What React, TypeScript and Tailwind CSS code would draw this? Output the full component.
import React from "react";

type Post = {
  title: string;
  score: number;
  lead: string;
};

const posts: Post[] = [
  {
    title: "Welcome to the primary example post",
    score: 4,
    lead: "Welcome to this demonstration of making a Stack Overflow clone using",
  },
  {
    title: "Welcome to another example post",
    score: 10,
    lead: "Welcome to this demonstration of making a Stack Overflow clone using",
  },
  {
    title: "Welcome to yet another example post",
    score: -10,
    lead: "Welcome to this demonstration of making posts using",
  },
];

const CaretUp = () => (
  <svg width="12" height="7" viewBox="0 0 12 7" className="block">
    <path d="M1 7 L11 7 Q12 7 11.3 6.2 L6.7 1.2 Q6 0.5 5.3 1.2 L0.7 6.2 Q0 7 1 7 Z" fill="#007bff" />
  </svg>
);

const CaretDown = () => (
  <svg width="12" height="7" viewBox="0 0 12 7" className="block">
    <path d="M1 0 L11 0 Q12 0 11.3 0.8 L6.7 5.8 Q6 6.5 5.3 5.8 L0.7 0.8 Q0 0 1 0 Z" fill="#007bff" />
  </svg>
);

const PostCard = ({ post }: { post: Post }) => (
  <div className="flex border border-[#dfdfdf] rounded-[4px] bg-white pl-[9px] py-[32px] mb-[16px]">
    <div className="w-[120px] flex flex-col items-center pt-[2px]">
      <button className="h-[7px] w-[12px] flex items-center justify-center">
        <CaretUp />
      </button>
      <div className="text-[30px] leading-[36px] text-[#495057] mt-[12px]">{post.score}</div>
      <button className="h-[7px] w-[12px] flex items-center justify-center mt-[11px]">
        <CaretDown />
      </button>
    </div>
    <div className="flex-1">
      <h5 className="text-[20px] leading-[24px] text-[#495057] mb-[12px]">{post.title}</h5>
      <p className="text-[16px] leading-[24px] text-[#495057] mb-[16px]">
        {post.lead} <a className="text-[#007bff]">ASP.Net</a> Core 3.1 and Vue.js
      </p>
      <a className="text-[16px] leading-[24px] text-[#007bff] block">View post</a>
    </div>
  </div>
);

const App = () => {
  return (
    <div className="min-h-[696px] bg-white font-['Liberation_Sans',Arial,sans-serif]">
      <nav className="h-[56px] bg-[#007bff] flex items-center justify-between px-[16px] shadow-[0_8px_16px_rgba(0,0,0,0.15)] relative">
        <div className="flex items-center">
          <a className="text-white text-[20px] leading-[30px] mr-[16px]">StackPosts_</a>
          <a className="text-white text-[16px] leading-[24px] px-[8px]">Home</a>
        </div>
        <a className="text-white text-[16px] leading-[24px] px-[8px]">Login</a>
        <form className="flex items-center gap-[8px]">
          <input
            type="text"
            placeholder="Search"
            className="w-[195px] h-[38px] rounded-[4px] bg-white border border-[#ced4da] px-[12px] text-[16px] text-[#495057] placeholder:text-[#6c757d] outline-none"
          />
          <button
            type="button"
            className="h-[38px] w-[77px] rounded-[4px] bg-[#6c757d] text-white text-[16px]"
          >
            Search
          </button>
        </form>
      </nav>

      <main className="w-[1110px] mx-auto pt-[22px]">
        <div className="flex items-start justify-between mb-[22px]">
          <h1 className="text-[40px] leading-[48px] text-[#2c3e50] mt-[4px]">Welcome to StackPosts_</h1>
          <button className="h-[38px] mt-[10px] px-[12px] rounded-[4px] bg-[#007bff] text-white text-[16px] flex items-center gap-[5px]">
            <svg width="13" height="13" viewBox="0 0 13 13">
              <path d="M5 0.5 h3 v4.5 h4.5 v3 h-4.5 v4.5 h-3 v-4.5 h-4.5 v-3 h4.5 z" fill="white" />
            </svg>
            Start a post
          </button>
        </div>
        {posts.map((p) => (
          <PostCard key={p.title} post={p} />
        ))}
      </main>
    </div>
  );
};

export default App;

* * *

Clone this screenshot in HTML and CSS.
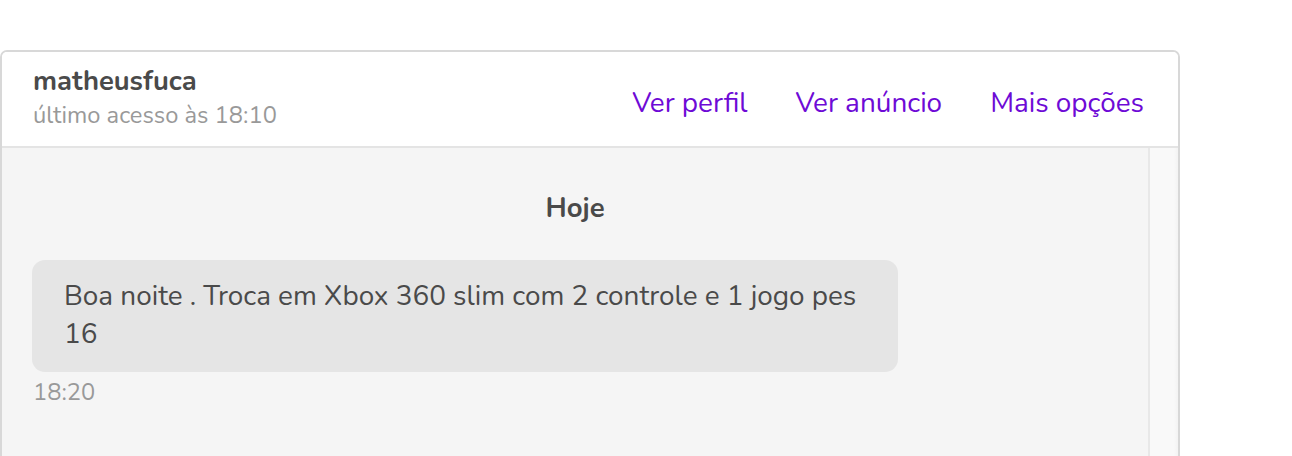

==

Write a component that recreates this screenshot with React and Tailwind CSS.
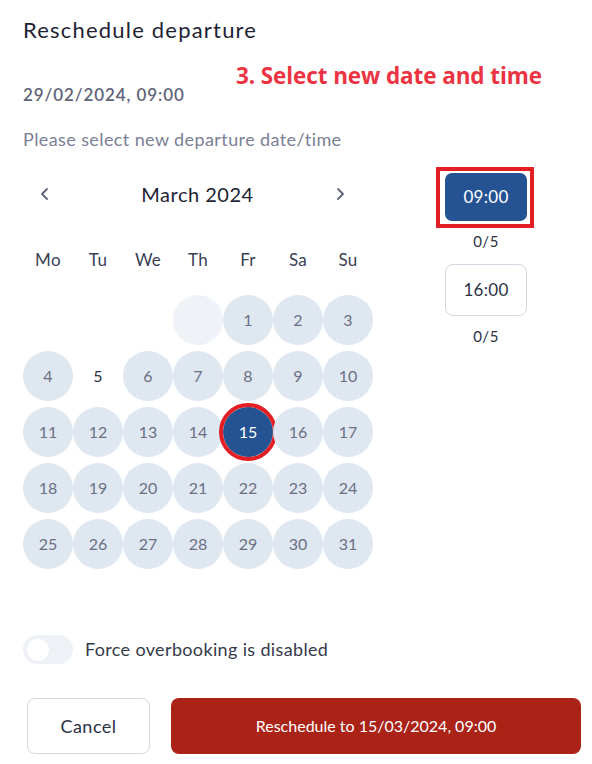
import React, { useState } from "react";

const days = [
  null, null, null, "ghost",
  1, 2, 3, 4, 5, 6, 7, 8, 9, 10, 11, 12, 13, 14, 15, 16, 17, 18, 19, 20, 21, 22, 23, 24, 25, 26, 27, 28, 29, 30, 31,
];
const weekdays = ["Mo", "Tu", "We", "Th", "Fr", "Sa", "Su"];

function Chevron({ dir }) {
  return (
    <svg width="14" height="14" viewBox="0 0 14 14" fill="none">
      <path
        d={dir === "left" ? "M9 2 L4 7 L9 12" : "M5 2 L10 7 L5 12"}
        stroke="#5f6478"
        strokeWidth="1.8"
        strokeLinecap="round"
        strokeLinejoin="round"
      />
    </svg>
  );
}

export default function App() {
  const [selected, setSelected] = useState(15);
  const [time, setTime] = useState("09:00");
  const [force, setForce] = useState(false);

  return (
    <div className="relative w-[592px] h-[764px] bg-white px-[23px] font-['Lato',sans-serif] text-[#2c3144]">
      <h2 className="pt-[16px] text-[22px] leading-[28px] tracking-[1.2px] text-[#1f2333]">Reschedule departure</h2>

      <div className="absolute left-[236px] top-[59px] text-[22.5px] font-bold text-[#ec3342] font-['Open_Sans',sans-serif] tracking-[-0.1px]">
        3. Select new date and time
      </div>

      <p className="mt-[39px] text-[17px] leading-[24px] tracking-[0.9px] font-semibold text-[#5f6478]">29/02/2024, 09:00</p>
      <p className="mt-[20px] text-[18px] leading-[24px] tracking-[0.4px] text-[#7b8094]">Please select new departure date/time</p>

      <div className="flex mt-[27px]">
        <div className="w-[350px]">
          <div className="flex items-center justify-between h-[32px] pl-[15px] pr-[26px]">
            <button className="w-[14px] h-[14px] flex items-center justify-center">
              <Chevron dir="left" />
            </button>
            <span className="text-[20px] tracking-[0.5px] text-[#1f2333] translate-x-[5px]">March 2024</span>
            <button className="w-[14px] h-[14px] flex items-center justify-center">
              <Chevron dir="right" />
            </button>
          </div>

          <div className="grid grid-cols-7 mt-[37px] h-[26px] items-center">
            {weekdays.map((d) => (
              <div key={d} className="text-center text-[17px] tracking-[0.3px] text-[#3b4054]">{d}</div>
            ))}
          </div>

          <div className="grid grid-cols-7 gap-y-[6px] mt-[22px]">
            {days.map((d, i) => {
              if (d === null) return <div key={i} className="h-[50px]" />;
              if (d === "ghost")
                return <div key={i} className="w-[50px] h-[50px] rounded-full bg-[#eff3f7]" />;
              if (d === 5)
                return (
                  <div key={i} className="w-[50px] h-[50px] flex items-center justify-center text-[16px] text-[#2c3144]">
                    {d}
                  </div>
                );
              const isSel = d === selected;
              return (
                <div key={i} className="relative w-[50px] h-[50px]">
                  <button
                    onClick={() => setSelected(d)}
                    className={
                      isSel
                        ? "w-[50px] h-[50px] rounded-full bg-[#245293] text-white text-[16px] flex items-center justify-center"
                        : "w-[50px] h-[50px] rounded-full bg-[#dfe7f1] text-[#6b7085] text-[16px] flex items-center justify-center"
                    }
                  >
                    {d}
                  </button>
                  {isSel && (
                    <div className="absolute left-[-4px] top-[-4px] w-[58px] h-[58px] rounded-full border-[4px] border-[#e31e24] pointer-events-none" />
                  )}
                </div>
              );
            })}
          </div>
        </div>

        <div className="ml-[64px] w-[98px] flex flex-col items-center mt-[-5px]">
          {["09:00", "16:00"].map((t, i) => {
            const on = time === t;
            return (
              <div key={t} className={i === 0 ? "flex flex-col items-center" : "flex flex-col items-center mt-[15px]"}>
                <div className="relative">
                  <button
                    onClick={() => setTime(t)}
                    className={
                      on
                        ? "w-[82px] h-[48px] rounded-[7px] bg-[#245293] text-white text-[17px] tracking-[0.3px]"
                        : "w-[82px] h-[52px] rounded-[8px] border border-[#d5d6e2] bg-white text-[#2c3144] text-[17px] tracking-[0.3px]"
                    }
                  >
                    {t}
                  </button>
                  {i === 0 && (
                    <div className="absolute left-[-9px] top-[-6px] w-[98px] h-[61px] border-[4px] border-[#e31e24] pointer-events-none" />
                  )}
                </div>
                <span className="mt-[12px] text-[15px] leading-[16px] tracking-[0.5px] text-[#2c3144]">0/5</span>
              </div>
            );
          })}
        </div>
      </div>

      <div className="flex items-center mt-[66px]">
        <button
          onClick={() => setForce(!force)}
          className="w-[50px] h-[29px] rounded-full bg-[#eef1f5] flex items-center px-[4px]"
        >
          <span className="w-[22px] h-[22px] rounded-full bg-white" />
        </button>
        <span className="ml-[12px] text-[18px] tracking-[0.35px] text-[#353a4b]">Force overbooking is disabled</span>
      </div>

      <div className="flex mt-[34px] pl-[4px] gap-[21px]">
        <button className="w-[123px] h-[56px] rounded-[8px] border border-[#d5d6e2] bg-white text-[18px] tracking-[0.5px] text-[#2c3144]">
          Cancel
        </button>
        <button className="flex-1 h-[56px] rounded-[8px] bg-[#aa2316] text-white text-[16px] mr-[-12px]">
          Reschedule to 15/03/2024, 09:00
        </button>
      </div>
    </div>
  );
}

• THE TASK: Keep to the lines between the line with "Write a component" and the line with "text-[22px] leading-[28px] tracking-[1.2px]", inclusive, and transcribe them without pictures.

• RESULT OF THE TASK:
Write a component that recreates this screenshot with React and Tailwind CSS.
import React, { useState } from "react";

const days = [
  null, null, null, "ghost",
  1, 2, 3, 4, 5, 6, 7, 8, 9, 10, 11, 12, 13, 14, 15, 16, 17, 18, 19, 20, 21, 22, 23, 24, 25, 26, 27, 28, 29, 30, 31,
];
const weekdays = ["Mo", "Tu", "We", "Th", "Fr", "Sa", "Su"];

function Chevron({ dir }) {
  return (
    <svg width="14" height="14" viewBox="0 0 14 14" fill="none">
      <path
        d={dir === "left" ? "M9 2 L4 7 L9 12" : "M5 2 L10 7 L5 12"}
        stroke="#5f6478"
        strokeWidth="1.8"
        strokeLinecap="round"
        strokeLinejoin="round"
      />
    </svg>
  );
}

export default function App() {
  const [selected, setSelected] = useState(15);
  const [time, setTime] = useState("09:00");
  const [force, setForce] = useState(false);

  return (
    <div className="relative w-[592px] h-[764px] bg-white px-[23px] font-['Lato',sans-serif] text-[#2c3144]">
      <h2 className="pt-[16px] text-[22px] leading-[28px] tracking-[1.2px] text-[#1f2333]">Reschedule departure</h2>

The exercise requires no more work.